**WHAT IS NEEDED**. Your task is to reproduce, verbatim and without pictures, the lines from the opening of the listing through the line containing "string; selected?: boolean;".
________________________
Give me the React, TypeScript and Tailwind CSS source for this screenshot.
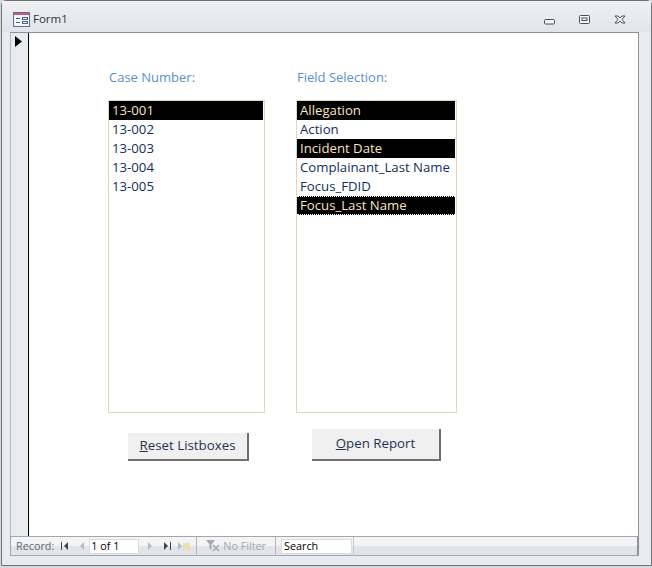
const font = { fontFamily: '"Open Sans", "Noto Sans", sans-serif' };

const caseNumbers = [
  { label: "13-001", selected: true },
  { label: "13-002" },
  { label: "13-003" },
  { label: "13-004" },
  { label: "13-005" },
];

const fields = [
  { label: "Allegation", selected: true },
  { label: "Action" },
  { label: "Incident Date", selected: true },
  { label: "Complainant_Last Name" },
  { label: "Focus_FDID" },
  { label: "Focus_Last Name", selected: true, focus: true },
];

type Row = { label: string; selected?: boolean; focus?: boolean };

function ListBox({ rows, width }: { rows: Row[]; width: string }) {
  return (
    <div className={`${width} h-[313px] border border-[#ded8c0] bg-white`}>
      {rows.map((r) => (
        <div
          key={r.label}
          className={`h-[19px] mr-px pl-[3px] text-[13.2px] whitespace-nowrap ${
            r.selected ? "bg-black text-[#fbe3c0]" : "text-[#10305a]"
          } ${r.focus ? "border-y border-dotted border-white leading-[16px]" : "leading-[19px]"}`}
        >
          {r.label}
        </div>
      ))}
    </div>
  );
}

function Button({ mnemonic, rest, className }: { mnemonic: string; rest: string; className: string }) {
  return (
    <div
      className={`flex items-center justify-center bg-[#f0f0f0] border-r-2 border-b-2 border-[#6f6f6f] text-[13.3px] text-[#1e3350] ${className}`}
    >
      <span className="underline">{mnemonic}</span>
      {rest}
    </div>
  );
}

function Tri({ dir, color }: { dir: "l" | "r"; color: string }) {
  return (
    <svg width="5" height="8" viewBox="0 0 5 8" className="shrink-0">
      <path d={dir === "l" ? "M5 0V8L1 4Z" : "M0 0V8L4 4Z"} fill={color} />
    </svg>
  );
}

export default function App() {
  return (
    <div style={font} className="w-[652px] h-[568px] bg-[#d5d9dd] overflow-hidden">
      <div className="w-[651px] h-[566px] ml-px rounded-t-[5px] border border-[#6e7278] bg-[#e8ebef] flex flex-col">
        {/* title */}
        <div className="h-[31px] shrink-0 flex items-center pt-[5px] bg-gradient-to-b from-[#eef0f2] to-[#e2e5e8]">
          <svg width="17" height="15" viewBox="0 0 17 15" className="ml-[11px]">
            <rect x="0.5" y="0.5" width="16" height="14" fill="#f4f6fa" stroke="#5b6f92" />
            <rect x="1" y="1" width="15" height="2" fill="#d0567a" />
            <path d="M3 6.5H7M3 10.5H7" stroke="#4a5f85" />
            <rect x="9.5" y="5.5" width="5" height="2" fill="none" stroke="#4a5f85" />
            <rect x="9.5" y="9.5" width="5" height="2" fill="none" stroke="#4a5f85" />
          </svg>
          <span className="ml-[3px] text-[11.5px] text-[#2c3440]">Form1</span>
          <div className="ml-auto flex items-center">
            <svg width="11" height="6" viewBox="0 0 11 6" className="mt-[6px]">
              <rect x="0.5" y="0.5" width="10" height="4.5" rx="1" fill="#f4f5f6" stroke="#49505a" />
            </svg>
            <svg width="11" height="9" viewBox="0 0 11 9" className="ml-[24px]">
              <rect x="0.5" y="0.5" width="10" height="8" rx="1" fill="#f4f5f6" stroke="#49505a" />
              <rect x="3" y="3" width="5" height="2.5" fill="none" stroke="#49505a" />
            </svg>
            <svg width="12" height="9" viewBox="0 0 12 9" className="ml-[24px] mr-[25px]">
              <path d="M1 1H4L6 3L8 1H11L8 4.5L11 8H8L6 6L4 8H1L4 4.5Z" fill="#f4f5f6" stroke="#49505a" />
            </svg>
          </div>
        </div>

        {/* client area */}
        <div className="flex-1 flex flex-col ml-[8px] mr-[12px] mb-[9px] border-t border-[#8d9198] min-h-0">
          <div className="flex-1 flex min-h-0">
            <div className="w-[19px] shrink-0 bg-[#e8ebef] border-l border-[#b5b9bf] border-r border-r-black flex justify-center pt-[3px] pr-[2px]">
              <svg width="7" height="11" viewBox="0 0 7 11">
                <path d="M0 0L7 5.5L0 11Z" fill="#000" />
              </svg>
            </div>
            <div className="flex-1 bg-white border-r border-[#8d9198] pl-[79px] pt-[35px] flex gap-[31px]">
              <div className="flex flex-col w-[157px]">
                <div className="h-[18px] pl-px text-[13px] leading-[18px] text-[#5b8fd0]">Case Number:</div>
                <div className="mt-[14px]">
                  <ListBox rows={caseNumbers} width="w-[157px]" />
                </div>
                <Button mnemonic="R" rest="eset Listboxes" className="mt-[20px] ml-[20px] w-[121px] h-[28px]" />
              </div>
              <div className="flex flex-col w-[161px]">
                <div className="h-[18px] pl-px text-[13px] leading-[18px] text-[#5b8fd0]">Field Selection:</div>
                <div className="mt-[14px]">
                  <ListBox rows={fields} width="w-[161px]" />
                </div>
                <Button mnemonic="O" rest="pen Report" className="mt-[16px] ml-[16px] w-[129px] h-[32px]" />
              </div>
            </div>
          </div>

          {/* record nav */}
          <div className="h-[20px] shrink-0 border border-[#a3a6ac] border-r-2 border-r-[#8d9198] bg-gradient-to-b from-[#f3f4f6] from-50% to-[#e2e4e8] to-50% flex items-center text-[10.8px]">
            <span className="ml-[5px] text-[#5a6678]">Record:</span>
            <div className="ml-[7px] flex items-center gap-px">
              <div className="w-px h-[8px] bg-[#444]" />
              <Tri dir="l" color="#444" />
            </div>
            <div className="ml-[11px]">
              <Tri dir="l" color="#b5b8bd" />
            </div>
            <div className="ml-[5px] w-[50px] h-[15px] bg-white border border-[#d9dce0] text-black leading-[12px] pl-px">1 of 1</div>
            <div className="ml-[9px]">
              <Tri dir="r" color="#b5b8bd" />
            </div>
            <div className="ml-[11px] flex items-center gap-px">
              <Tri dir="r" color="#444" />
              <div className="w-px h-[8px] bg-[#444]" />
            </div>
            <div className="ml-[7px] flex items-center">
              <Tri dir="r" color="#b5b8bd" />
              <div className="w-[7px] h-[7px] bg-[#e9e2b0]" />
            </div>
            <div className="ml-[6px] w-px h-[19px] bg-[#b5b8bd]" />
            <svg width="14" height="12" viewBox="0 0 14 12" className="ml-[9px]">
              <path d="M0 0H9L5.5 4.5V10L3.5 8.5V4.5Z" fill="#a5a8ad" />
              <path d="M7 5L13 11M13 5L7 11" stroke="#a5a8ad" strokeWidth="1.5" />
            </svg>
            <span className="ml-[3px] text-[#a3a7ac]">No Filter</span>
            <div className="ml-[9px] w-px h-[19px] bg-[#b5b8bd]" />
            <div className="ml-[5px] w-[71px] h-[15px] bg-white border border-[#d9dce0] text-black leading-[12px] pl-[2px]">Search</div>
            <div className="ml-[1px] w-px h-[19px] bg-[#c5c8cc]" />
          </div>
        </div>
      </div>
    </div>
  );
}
________________________
**RESPONSE TO THIS TASK**.
Give me the React, TypeScript and Tailwind CSS source for this screenshot.
const font = { fontFamily: '"Open Sans", "Noto Sans", sans-serif' };

const caseNumbers = [
  { label: "13-001", selected: true },
  { label: "13-002" },
  { label: "13-003" },
  { label: "13-004" },
  { label: "13-005" },
];

const fields = [
  { label: "Allegation", selected: true },
  { label: "Action" },
  { label: "Incident Date", selected: true },
  { label: "Complainant_Last Name" },
  { label: "Focus_FDID" },
  { label: "Focus_Last Name", selected: true, focus: true },
];

type Row = { label: string; selected?: boolean; focus?: boolean };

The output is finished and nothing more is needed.